Obama's Deficit Commission: What's the point?

Back in mid-February, President Obama signed an executive order creating the National Commission on Fiscal Responsibility and Reform. The Commission is headed by Erskine Bowles and Alan Simpson, both of whom are recognized as serious, thoughtful men with significant experience ... in government. They are joined by six Republicans and another half-dozen Democrats, who are all current members of Congress, assigned to this commission. Four additional members bring the size of the total Commission to eighteen members.

The Commission was created because Congress has proven itself incapable of reining in profligate spending, borrowing and vote buying. It has proven itself over and over again unable to exercise any self-restraint when it comes to spending. Need we be reminded of Speaker Pelosi's $60,000 charge for fresh flowers for her office? Or her need for what appears to be an Air Force 3 to fly her, her staff members and family to San Francisco on the tax-payer's nickel?

These are hardly the acts of either a single individual or a group of individuals who recognize that they have a fiduciary responsibility to wisely husband the financial resources that we have entrusted to them.

So twelve current members of Congress are going to make a special effort to rein in spending, and raise taxes to the point that we generate a surplus to reduce the unconscionable and unsustainable levels of our national debt.

One has to ask: Isn't that already their day job?

The biggest fear that we should have regarding this deficit commission is that they will be chock full of ideas as to how taxes should be raised, but only come up with politically unpalatable recommendations for spending reductions. Not unpalatable to the average man or woman in the street, but to members of the political class who depend on governmental largesse to retain their position, and their power.

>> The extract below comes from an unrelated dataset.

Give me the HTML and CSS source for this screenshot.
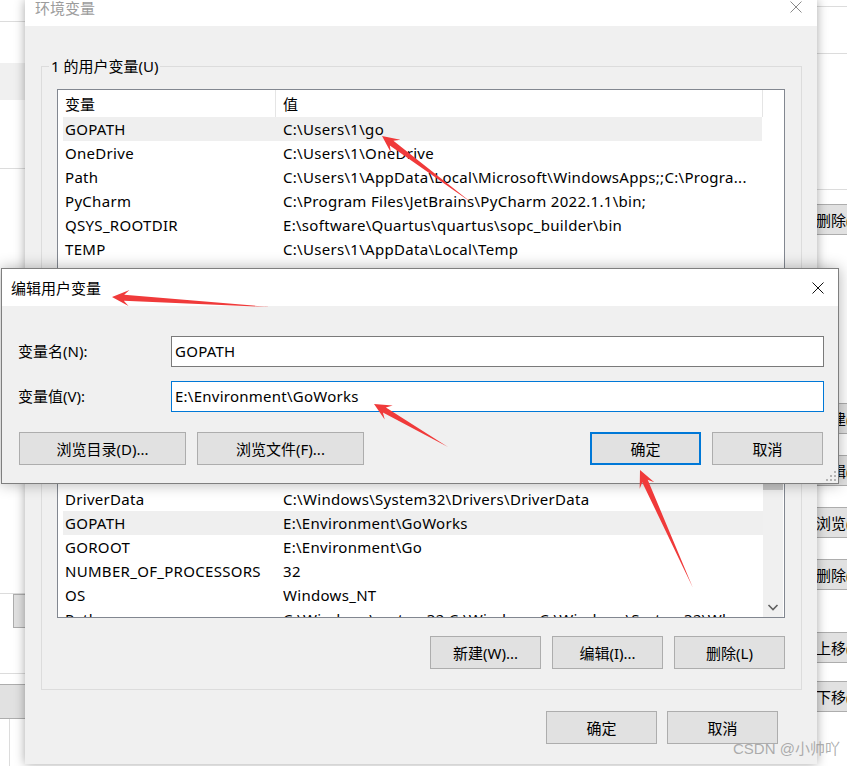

Give any politician a new revenue stream and it will never be used to reduce the debt. As always it will fund new "initiatives", "programs" or another variant of "stimulus", rather than for its intended use.

Regardless of how lofty the stated goals, no matter how many promises are made that Congress and the White House are going to get serious about fiscal responsibility, the only people who might conceivably believe what they hear are also likely to believe in Santa, the Easter Bunny and the Great Pumpkin. After all, as de Tocqueville said nearly 200 years ago:

"The American Republic will endure until the day Congress discovers that it can bribe the public with the public's money."

Perhaps the term "entitlements" should have a dictionary entry that reads: see also, bribes, corruption, fraud, and perjury.

President Obama is undoubtedly hoping that his bi-partisan deficit commission will recommend massive tax hikes to provide political cover so he and his Congressional allies will continue to be able to freely plunder even more of the money earned by our productive citizens in order to spread the wealth to those unproductive citizens, illegal aliens and community organizations who support his agenda.

For once, his "hope" will actually come to true. His hope, our nightmare. We can absolutely rely on the deficit commission to recommend massive tax increases. They may ritually genuflect in the direction of fiscal sobriety and simultaneously recommend a few cosmetic spending reductions, but within a matter of weeks we can be assured of new subsidies for "green" projects to be launched and the deficit, we will be assured, will be just fine, thank you.

Once again, we have a government that views its citizens with contempt. And no deficit commission is going to change that. Only the November mid-term election can begin to steer the ship of state in a different direction, away from the cataracts of bankruptcy.